The research conducted by Dr. Ko’s team on leptospirosis created the infrastructure in Brazil to address a spectrum of urban health problems that include bacterial meningitis and vaccine preventable diseases, dengue and more recently, the Zika pandemic in the Americas. Since November 2015, the research program mobilized their efforts to investigate the outbreak of Zika-associated microcephaly in Salvador and contributed to the early reports of congenital Zika syndrome. Ongoing investigations are prospectively following community-based cohorts to characterize the long-term sequelae of congenital Zika syndrome among children and factors, such as prior flavirus exposure, that may influence the risk of transmission and severe outcomes.

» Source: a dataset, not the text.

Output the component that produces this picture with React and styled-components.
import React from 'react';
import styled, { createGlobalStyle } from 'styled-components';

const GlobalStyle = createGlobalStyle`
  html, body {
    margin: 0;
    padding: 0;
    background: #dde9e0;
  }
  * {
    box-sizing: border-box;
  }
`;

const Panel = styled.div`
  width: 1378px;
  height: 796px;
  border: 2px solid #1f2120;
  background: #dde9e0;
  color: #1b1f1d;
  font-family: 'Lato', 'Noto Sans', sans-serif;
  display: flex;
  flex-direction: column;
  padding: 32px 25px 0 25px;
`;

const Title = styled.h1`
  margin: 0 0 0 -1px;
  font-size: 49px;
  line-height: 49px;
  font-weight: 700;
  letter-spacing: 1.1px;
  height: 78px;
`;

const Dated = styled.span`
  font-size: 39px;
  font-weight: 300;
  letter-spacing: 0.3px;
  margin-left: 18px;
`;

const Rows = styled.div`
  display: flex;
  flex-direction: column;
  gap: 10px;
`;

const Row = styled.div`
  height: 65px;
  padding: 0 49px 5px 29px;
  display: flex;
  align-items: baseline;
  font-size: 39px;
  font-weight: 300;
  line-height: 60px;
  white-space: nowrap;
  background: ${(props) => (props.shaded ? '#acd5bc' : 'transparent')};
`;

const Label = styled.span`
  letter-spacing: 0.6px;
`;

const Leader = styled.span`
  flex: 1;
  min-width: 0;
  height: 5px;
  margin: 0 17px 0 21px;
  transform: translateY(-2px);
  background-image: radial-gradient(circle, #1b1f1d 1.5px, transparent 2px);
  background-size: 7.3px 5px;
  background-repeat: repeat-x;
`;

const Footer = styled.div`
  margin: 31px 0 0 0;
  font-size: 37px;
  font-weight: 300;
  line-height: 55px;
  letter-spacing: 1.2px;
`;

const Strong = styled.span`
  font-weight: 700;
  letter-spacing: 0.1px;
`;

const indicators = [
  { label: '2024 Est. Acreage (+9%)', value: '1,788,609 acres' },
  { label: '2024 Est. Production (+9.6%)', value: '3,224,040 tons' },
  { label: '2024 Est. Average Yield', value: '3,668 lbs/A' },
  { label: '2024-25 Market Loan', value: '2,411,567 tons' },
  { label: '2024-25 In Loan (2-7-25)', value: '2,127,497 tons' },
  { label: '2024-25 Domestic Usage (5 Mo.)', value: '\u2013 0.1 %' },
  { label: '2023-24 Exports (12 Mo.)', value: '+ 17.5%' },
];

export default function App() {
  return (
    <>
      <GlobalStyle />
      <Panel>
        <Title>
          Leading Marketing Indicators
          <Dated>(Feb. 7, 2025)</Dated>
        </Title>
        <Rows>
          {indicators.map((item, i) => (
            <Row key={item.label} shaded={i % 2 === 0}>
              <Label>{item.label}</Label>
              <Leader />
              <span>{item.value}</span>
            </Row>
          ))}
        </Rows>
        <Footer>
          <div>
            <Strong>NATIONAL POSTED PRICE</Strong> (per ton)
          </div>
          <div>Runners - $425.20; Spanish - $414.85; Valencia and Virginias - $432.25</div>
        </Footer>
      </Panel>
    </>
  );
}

Parallel to his research efforts, Dr. Ko has had a long-standing commitment to building a model training program on urban slum health. He served as Program Director of a Fogarty Global Infectious Disease Training Program (1997-2012), Fogarty International Clinical Research Scholars and Fellows Program (2004-2012) and Doris Duke International Clinical Research Fellows Program (2011-present) in Brazil. He is currently the Yale Program Director of the Fogarty Global Health Equity Scholars Program (2013-present). Dr. Ko has mentored 62 Brazilian fellows, 24 of whom have become university professors and several of whom have received NIH R01 awards and Wellcome Trust Fellowships. He has trained more than 40 U.S. medical and doctoral students, of which 17 were Fogarty or Fulbright Fellows. Since arriving at Yale, Dr. Ko has worked with colleagues to enhance the global health mission of his infectious disease epidemiology department, which has grown to comprise of 17 professor-level faculty and leads NIH-supported research and training program in 21 international sites.